[101]知らなかった事件簿(2)映画火災で大惨事

2019年4月27日

第101回
■知らなかった事件簿(2)映画火災で大惨事
昭和5年3月10日の陸軍記念日に大きな火災が起きています。朝鮮半島の慶尚南道にある鎮海小学校などの生徒100人余りが、陸軍要塞司令部演武場で映画「乃木大將」を鑑賞中に、電気スイッチが原因でフィルムに引火、ガス爆発と大火災を引き起こしました。

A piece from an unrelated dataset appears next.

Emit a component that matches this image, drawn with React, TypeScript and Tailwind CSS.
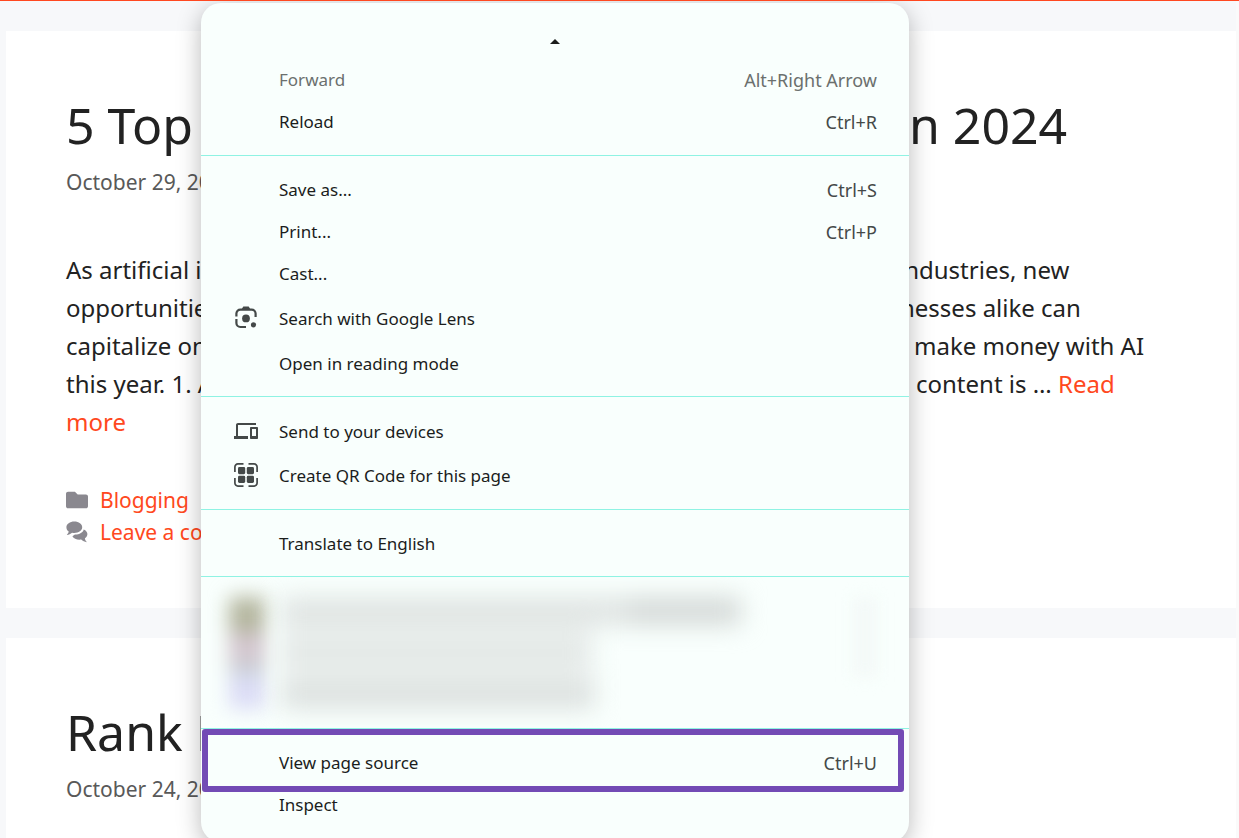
import type { ReactNode } from 'react'
import { FaFolder } from 'react-icons/fa'
import { MdDevices } from 'react-icons/md'

type MenuEntry = {
  label: string
  shortcut?: string
  icon?: ReactNode
  height?: string
  disabled?: boolean
}

function LensIcon() {
  return (
    <svg viewBox="0 0 24 24" className="size-6" fill="none" stroke="currentColor" strokeWidth="2.2">
      <path d="M2.4 10.500V7.600a4 4 0 0 1 4-4h11.200a4 4 0 0 1 4 4V11" />
      <path d="M2.4 13V17a4 4 0 0 0 4 4H12" />
      <path d="M7.500 3.500 9.300.6h5.400l1.800 2.900z" fill="currentColor" stroke="none" />
      <circle cx="12" cy="12.400" r="3.900" fill="currentColor" stroke="none" />
      <circle cx="19.500" cy="18.800" r="2.600" fill="currentColor" stroke="none" />
    </svg>
  )
}

function QrIcon() {
  return (
    <svg viewBox="0 0 24 24" className="size-6" fill="none" stroke="currentColor" strokeWidth="1.7">
      <path d="M.9 9V4a3 3 0 0 1 3-3.100H9.500M14.500.9H20a3 3 0 0 1 3.100 3.100V9M23.100 15v5a3 3 0 0 1-3.100 3.100h-5.500M9.500 23.100H4A3 3 0 0 1 .9 20v-5" />
      <g fill="currentColor" stroke="none">
        <rect x="4" y="4" width="7.200" height="7.200" rx="1.400" />
        <rect x="12.800" y="4" width="7.200" height="7.200" rx="1.400" />
        <rect x="4" y="12.800" width="7.200" height="7.200" rx="1.400" />
        <rect x="12.800" y="12.800" width="7.200" height="7.200" rx="1.400" />
      </g>
    </svg>
  )
}

function CommentsIcon() {
  return (
    <svg viewBox="0 0 22 22" className="size-[22px] text-[#8a888f]" fill="currentColor">
      <path d="M8.300.5C12.800.5 16.200 3 16.200 6.200s-3.500 5.700-7.900 5.700c-.8 0-1.500-.1-2.200-.2-1.500 1.200-3.200 2-5.300 2.200 1-.9 1.700-1.900 1.900-3.300C1.200 9.600.4 8 .4 6.200.4 3 3.900.5 8.300.5z" />
      <path d="M17.700 8.400c2.300.9 3.700 2.600 3.700 4.600 0 1.800-1 3.300-2.500 4.300.2 1.600.9 2.800 2 4-2.300-.3-4.200-1.200-5.700-2.700-.5.100-1.100.1-1.700.1-3.200 0-5.900-1.400-7.100-3.400l2.500-1.900c4.700 0 8.400-2.100 8.800-5z" />
    </svg>
  )
}

const navigationItems: MenuEntry[] = [
  { label: 'Forward', shortcut: 'Alt+Right Arrow', disabled: true },
  { label: 'Reload', shortcut: 'Ctrl+R' },
]

const pageItems: MenuEntry[] = [
  { label: 'Save as...', shortcut: 'Ctrl+S' },
  { label: 'Print...', shortcut: 'Ctrl+P' },
  { label: 'Cast...' },
  { label: 'Search with Google Lens', icon: <LensIcon />, height: 'h-12' },
  { label: 'Open in reading mode' },
]

const shareItems: MenuEntry[] = [
  { label: 'Send to your devices', icon: <MdDevices className="size-6" />, height: 'h-11' },
  { label: 'Create QR Code for this page', icon: <QrIcon />, height: 'h-11' },
]

const translateItems: MenuEntry[] = [{ label: 'Translate to English' }]

const developerItems: MenuEntry[] = [
  { label: 'View page source', shortcut: 'Ctrl+U' },
  { label: 'Inspect' },
]

// Each line runs underneath the menu, so only its two ends are kept
const excerpt = [
  { start: 'As artificial i', end: 'industries, new', width: 'w-[832px]' },
  { start: 'opportunitie', end: 'nesses alike can', width: 'w-[834px]' },
  { start: 'capitalize on', end: 'make money with AI', width: 'w-[848px]' },
]

function MenuItem({ item }: { item: MenuEntry }) {
  return (
    <button
      role="menuitem"
      disabled={item.disabled}
      className={cn(
        'flex w-full items-center pl-[33px] pr-8 text-left text-[17px]',
        item.height ?? 'h-[42px]',
        item.disabled ? 'text-[#6b706e]' : 'text-[#1b1d1c]'
      )}
    >
      <span className="flex w-[45px] shrink-0 items-center pb-[3px] text-[#444948]">{item.icon}</span>
      <span className="flex-1">{item.label}</span>
      {item.shortcut && (
        <span className={cn('text-[18px]', item.disabled ? 'text-[#6b706e]' : 'text-[#444948]')}>
          {item.shortcut}
        </span>
      )}
    </button>
  )
}

function MenuGroup({ items }: { items: MenuEntry[] }) {
  return (
    <div role="group" className="border-t border-[#8ff3e3] pt-[13px] pb-[11px]">
      {items.map((item) => (
        <MenuItem key={item.label} item={item} />
      ))}
    </div>
  )
}

function BlurredItems() {
  return (
    <div className="flex h-[152px] items-start overflow-hidden border-t border-[#8ff3e3] pt-5 pl-7" aria-hidden="true">
      <div className="w-9 blur-[10px]">
        <div className="h-9 bg-[#b3b59d]" />
        <div className="h-8 bg-[#d3c6cf]" />
        <div className="h-2 bg-[#bfd0ce]" />
        <div className="h-9 bg-[#dadbf5]" />
      </div>
      <div className="ml-4 flex-1 blur-[12px]">
        <div className="flex h-7 w-[460px] bg-[#dfe4e2]">
          <div className="ml-auto h-full w-28 bg-[#d4d9d7]" />
        </div>
        <div className="h-4 w-[314px] bg-[#edf2f0]" />
        <div className="h-6 w-[310px] bg-[#e2e7e5]" />
        <div className="h-4 w-[314px] bg-[#edf2f0]" />
        <div className="h-7 w-[314px] bg-[#dce1df]" />
      </div>
      <div className="mr-8 h-20 w-6 bg-[#f3f9f7] blur-[8px]" />
    </div>
  )
}

function ContextMenu() {
  return (
    <div
      role="menu"
      className="absolute left-[201px] top-[2px] w-[708px] rounded-[20px] bg-[#f9fffd] pb-[5px] shadow-[0_6px_24px_rgba(0,0,0,0.28)]"
    >
      <button aria-label="Scroll up" className="flex h-14 w-full items-center justify-center text-[#1b1d1c]">
        <svg viewBox="0 0 10 5" className="mt-5 h-[5px] w-[10px]" fill="currentColor">
          <path d="M0 5 5 0l5 5z" />
        </svg>
      </button>
      <div role="group" className="pb-3">
        {navigationItems.map((item) => (
          <MenuItem key={item.label} item={item} />
        ))}
      </div>
      <MenuGroup items={pageItems} />
      <MenuGroup items={shareItems} />
      <MenuGroup items={translateItems} />
      <BlurredItems />
      <div className="relative">
        <MenuGroup items={developerItems} />
        <div className="pointer-events-none absolute inset-x-0 top-px ml-px mr-[5px] h-[63px] rounded-[3px] border-6 border-[#734bb5]" />
      </div>
    </div>
  )
}

function PostHeader({ start, end, date }: { start: string; end?: string; date: string }) {
  return (
    <header>
      <h2 className="flex text-[50px] leading-[60px] text-[#222222]">
        <span className="w-[830px]">{start}</span>
        {end && <span>{end}</span>}
      </h2>
      <p className="mt-[10px] text-[21px] leading-[34px] text-[#595959]">{date}</p>
    </header>
  )
}

export default function App() {
  return (
    <div className="relative h-screen overflow-hidden border-t border-[#ff4820] bg-[#f7f8fa] font-['Noto_Sans','Segoe_UI',sans-serif]">
      <main className="border-r-3 border-[#fafafa] pl-[6px] pt-[30px]">
        <article className="bg-white px-[60px] pt-16 pb-[60px]">
          <PostHeader start="5 Top" end="in 2024" date="October 29, 20" />
          <div className="mt-[52px] whitespace-nowrap text-[24px] leading-[38px] text-[#222222]">
            {excerpt.map((line) => (
              <p key={line.start} className="flex">
                <span className={line.width}>{line.start}</span>
                <span>{line.end}</span>
              </p>
            ))}
            <p className="flex">
              <span className="w-[850px]">this year. 1. A</span>
              <span>
                content is …{' '}
                <a href="#post" className="text-[#ff4820]">Read</a>
              </span>
            </p>
            <p>
              <a href="#post" className="text-[#ff4820]">more</a>
            </p>
          </div>
          <footer className="mt-[43px] text-[21px] leading-8 text-[#ff4820]">
            <div className="flex items-center gap-3">
              <FaFolder className="size-[22px] text-[#8a888f]" />
              <a href="#blogging">Blogging</a>
            </div>
            <div className="flex items-center gap-3">
              <CommentsIcon />
              <a href="#comments">Leave a co</a>
            </div>
          </footer>
        </article>
        <article className="mt-[30px] bg-white px-[60px] pt-16 pb-[60px]">
          <PostHeader start="Rank M" date="October 24, 20" />
        </article>
      </main>
      <ContextMenu />
    </div>
  )
}

function cn(...classes: string[]) {
  return classes.filter(Boolean).join(' ')
}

この火災で鎮海高女生徒1人、鎮海小学校生徒73人、慶和小学校生徒24人、の計104人が焼死したそうです。このうち日本人が103人とのことですから、このあたりに住む人日本人の多さがうかがえます。此の演武場は約60坪の倉庫でしたが、倉庫ゆえ四方の窓は鉄格子で逃げることもできず、午後3時30分には鎮火しましたが、死者の殆どは窒息死だったとのこと。
此の惨事の原因は子供達が意外に早く会場に集まったために、不慣れな陸軍軍曹が早く映画を見せてやろうとして映写を始めましたが、スイッチを切り忘れた為に引火してしまったと云います。この頃のフィルムは前に書いた白木屋の火事と同じようにセルロイドでできており引火が早く、引火したら手が付けられない程の火災になってしまうのです。
此の演武場には非常口もなく、出口には鍵が掛かっていたと云います。これは明らかに陸軍の手落ちであり、要塞司令部の副官であった高橋大尉は自殺を図りましたが失敗に終わっています。
狭い日本人社会で100人近くの子供が犠牲に成ったと云うことから、街中挙げて追悼を行ったと云います。直接の責任者の軍曹は人事不省でしたが、3月17日に初めて被害を知って、舌を噛み自殺を図りましたがこれも失敗したと云います。